Roh Allah tidak tinggal selamanya bukan karena kehilangan kuasa melainkan Allah menghentikan karya penahanan-Nya atas dosa. Roh yang sebelumnya menahan kejahatan, kini ditarik, sehingga dosa berkembang bebas—dan akibatnya menjadi jelas: kehancuran total. Ini adalah peringatan: kasih karunia Allah itu nyata, tapi tidak tanpa batas. Seperti hujan rahmat yang terus turun, tapi jika tanah terus mengeras, air itu tidak lagi menembus—dan akhirnya berhenti.

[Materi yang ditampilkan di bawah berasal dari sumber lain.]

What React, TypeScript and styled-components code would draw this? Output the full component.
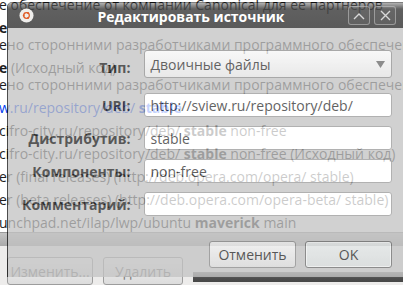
import React from 'react';
import styled, { createGlobalStyle } from 'styled-components';

const GlobalStyle = createGlobalStyle`
  html, body {
    margin: 0;
    padding: 0;
    width: 403px;
    height: 285px;
    overflow: hidden;
  }
  body {
    font-family: "Open Sans", "Noto Sans", sans-serif;
  }
`;

const Screen = styled.div`
  position: relative;
  width: 403px;
  height: 285px;
  overflow: hidden;
  background: #edeceb;
`;

/* ---------- background window (Software Sources) ---------- */

const SourcesWindow = styled.div`
  display: flex;
  flex-direction: column;
  height: 100%;
`;

const ListViewport = styled.div`
  height: 237px;
  overflow: hidden;
  background: #ffffff;
`;

const SourceList = styled.div`
  margin-top: -24px;
`;

const Entry = styled.div`
  padding: 3px 0;
`;

const Line = styled.div<{ $blue?: boolean }>`
  font-size: 14px;
  line-height: 17px;
  white-space: nowrap;
  color: ${({ $blue }) => ($blue ? '#0040f0' : '#1e1e1e')};
  margin-left: -1px;

  b {
    font-weight: 700;
  }
`;

const ScrollBand = styled.div`
  height: 13px;
  background: linear-gradient(#c4c4c4, #a9a9a9);
  border-top: 1px solid #9a9a9a;
`;

const ActionRow = styled.div`
  display: flex;
  gap: 10px;
  padding: 11px 0 0 7px;
`;

const ActionButton = styled.div<{ $w: number }>`
  width: ${({ $w }) => $w}px;
  height: 28px;
  box-sizing: border-box;
  border: 1px solid #9c9c9c;
  border-radius: 3px;
  background: linear-gradient(#f4f4f4, #dcdcdc);
  color: #7a7a7a;
  font-size: 14px;
  display: flex;
  align-items: center;
  justify-content: center;
`;

const DarkFiller = styled.div`
  flex: 1;
  margin: 15px 0 0 0;
  height: 10px;
  background: linear-gradient(#8a8a8a, #4e4e4e 60%, #474747);
`;

/* ---------- dialog ---------- */

const Dialog = styled.div`
  position: absolute;
  left: 7px;
  top: 2px;
  width: 400px;
  height: 275px;
  display: flex;
  flex-direction: column;
  border-left: 1px solid rgba(0, 0, 0, 0.7);
  border-top: 1px solid rgba(0, 0, 0, 0.5);
  border-radius: 5px 5px 0 0;
  overflow: hidden;
  box-sizing: border-box;
`;

const TitleBar = styled.div`
  height: 25px;
  flex: none;
  display: flex;
  align-items: center;
  padding: 0 5px 0 5px;
  background: linear-gradient(
    rgba(100, 100, 100, 0.5) 0px,
    rgba(70, 70, 70, 0.86) 6px,
    rgba(72, 72, 72, 0.9) 100%
  );
`;

const TitleIcon = styled.svg`
  width: 15px;
  height: 15px;
  flex: none;
  margin-left: 6px;
`;

const TitleText = styled.div`
  flex: 1;
  text-align: center;
  color: #ffffff;
  font-weight: 700;
  font-size: 14px;
  padding-top: 1px;
`;

const TitleButtons = styled.div`
  display: flex;
  gap: 4px;
  align-items: center;
  padding-right: 6px;
`;

const TitleButton = styled.div`
  width: 22px;
  height: 19px;
  box-sizing: border-box;
  border: 1px solid rgba(200, 200, 200, 0.55);
  border-radius: 3px;
  display: flex;
  align-items: center;
  justify-content: center;
  background: rgba(255, 255, 255, 0.04);
`;

const Body = styled.div`
  flex: 1;
  display: flex;
  flex-direction: column;
  padding: 22px 15px 9px 14px;
  background: #c4c4c4;
  opacity: 0.77;
`;

const Form = styled.div`
  display: grid;
  grid-template-columns: auto 1fr;
  column-gap: 14px;
  row-gap: 9px;
  align-items: center;
`;

const Label = styled.div`
  text-align: right;
  font-weight: 700;
  font-size: 14px;
  color: #262626;
  white-space: nowrap;
`;

const Field = styled.div<{ $tall?: boolean }>`
  height: ${({ $tall }) => ($tall ? 28 : 24)}px;
  box-sizing: border-box;
  border: 1px solid ${({ $tall }) => ($tall ? '#8e8e8e' : '#9a9a9a')};
  border-radius: 3px;
  background: ${({ $tall }) =>
    $tall ? 'linear-gradient(#f6f6f6, #e2e2e2)' : '#ffffff'};
  display: flex;
  align-items: center;
  padding: 0 6px 0 5px;
  font-size: 14px;
  color: #333333;
  white-space: nowrap;
  overflow: hidden;
  margin-bottom: ${({ $tall }) => ($tall ? 6 : 0)}px;
`;

const FieldText = styled.span`
  flex: 1;
`;

const Arrow = styled.svg`
  width: 9px;
  height: 7px;
  flex: none;
`;

const Buttons = styled.div`
  display: flex;
  justify-content: flex-end;
  gap: 9px;
  margin-top: 25px;
`;

const DialogButton = styled.div<{ $default?: boolean }>`
  width: 87px;
  height: 27px;
  box-sizing: border-box;
  border: 1px solid ${({ $default }) => ($default ? '#6f6f6f' : '#8c8c8c')};
  border-radius: 3px;
  background: ${({ $default }) =>
    $default
      ? 'linear-gradient(#e4e8e8, #d6dada)'
      : 'linear-gradient(#f2f2f2, #dadada)'};
  box-shadow: ${({ $default }) =>
    $default ? 'inset 0 0 0 1px rgba(255,255,255,0.6)' : 'none'};
  display: flex;
  align-items: center;
  justify-content: center;
  font-size: 14px;
  color: #2a2a2a;
`;

const fields = [
  { label: 'URI:', value: 'http://sview.ru/repository/deb/' },
  { label: 'Дистрибутив:', value: 'stable' },
  { label: 'Компоненты:', value: 'non-free' },
  { label: 'Комментарий:', value: '' },
];

const App: React.FC = () => {
  return (
    <Screen>
      <GlobalStyle />
      <SourcesWindow>
        <ListViewport>
          <SourceList>
            <Entry>
              <Line>
                <b>ы Canonical</b>
              </Line>
              <Line>е обеспечение от компании Canonical для ее партнеров</Line>
            </Entry>
            <Entry>
              <Line>
                <b>е</b>
              </Line>
              <Line>ено сторонними разработчиками программного обеспечения</Line>
            </Entry>
            <Entry>
              <Line>
                <b>е</b> (Исходный код)
              </Line>
              <Line>ено сторонними разработчиками программного обеспечения</Line>
            </Entry>
            <Entry>
              <Line $blue>
                w.ru/repository/deb/ <b>stable</b>
              </Line>
            </Entry>
            <Entry>
              <Line>
                cifro-city.ru/repository/deb/ <b>stable</b> non-free
              </Line>
            </Entry>
            <Entry>
              <Line>
                cifro-city.ru/repository/deb/ <b>stable</b> non-free (Исходный код)
              </Line>
            </Entry>
            <Entry>
              <Line>
                er (final releases) (http://deb.opera.com/opera/ stable)
              </Line>
            </Entry>
            <Entry>
              <Line>
                er (beta releases) (http://deb.opera.com/opera-beta/ stable)
              </Line>
            </Entry>
            <Entry>
              <Line>
                unchpad.net/ilap/lwp/ubuntu <b>maverick</b> main
              </Line>
            </Entry>
          </SourceList>
        </ListViewport>
        <ScrollBand />
        <ActionRow>
          <ActionButton $w={86}>Изменить...</ActionButton>
          <ActionButton $w={80}>Удалить</ActionButton>
          <DarkFiller />
        </ActionRow>
      </SourcesWindow>

      <Dialog>
        <TitleBar>
          <TitleIcon viewBox="0 0 16 16">
            <circle cx="8" cy="8" r="7.5" fill="#efeeec" />
            <circle cx="8" cy="8" r="3" fill="none" stroke="#e05a24" strokeWidth="1.3" />
            <circle cx="5" cy="8" r="1" fill="#e05a24" />
            <circle cx="9.6" cy="5.3" r="1" fill="#e05a24" />
            <circle cx="9.6" cy="10.7" r="1" fill="#e05a24" />
          </TitleIcon>
          <TitleText>Редактировать источник</TitleText>
          <TitleButtons>
            <TitleButton>
              <svg width="12" height="8" viewBox="0 0 12 8">
                <path d="M1 7 L6 2 L11 7" fill="none" stroke="#d8d8d8" strokeWidth="1.4" />
              </svg>
            </TitleButton>
            <TitleButton>
              <svg width="11" height="11" viewBox="0 0 11 11">
                <path d="M1 1 L10 10 M10 1 L1 10" fill="none" stroke="#d8d8d8" strokeWidth="1.4" />
              </svg>
            </TitleButton>
          </TitleButtons>
        </TitleBar>
        <Body>
          <Form>
            <Label>Тип:</Label>
            <Field $tall>
              <FieldText>Двоичные файлы</FieldText>
              <Arrow viewBox="0 0 9 7">
                <path d="M0 0 H9 L4.5 7 Z" fill="#6a6a6a" />
              </Arrow>
            </Field>
            {fields.map((f) => (
              <React.Fragment key={f.label}>
                <Label>{f.label}</Label>
                <Field>
                  <FieldText>{f.value}</FieldText>
                </Field>
              </React.Fragment>
            ))}
          </Form>
          <Buttons>
            <DialogButton>Отменить</DialogButton>
            <DialogButton $default>OK</DialogButton>
          </Buttons>
        </Body>
      </Dialog>
    </Screen>
  );
};

export default App;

Hal yang relevan bagi umat TUHAN yaitu ketika dosa dimulai dari kompromi kecil → lalu menjadi norma. Ketika masyarakat menolak kebenaran berulang kali, hati nurani menjadi mati rasa. Allah tetap sabar, tapi ada titik di mana Ia berkata: "Cukup." Namun, di tengah penghukuman, kasih karunia tetap ada—Nuh mendapat anugerah (6:8). Yesus telah memberikan peringatan, yaitu: "Sebab sebagaimana halnya pada zaman Nuh... demikianlah halnya kelak pada kedatangan Anak Manusia." (Matius 24:37–38)

Bentuk penghukuman yang terjadi di zaman Nuh tidak akan terulang kembali karena Allah memberkati Nuh dan anak-anak-anaknya dengan perjanjian Allah dengan Nuh dengan ditandai hadirnya pelanggi sehingga air bah yang terjadi di zaman NUH tidak terulang (Kejadian 9:1-17). Tidak terulangnya benana air bah zaman NUH karena TUHAN ALLAH tetap tinggal dalam individu yang setia—seperti Nuh, yang "hidup bergaul dengan Allah" (6:9). Selama Roh Allah masih berada di bumi maka bencana seperti air bah di Zaman NUH tidak akan terjadi yaitu membinasakan seluruh umat manusia yang hidup tidak memiliki hubungan pribadi dengan Roh Allah.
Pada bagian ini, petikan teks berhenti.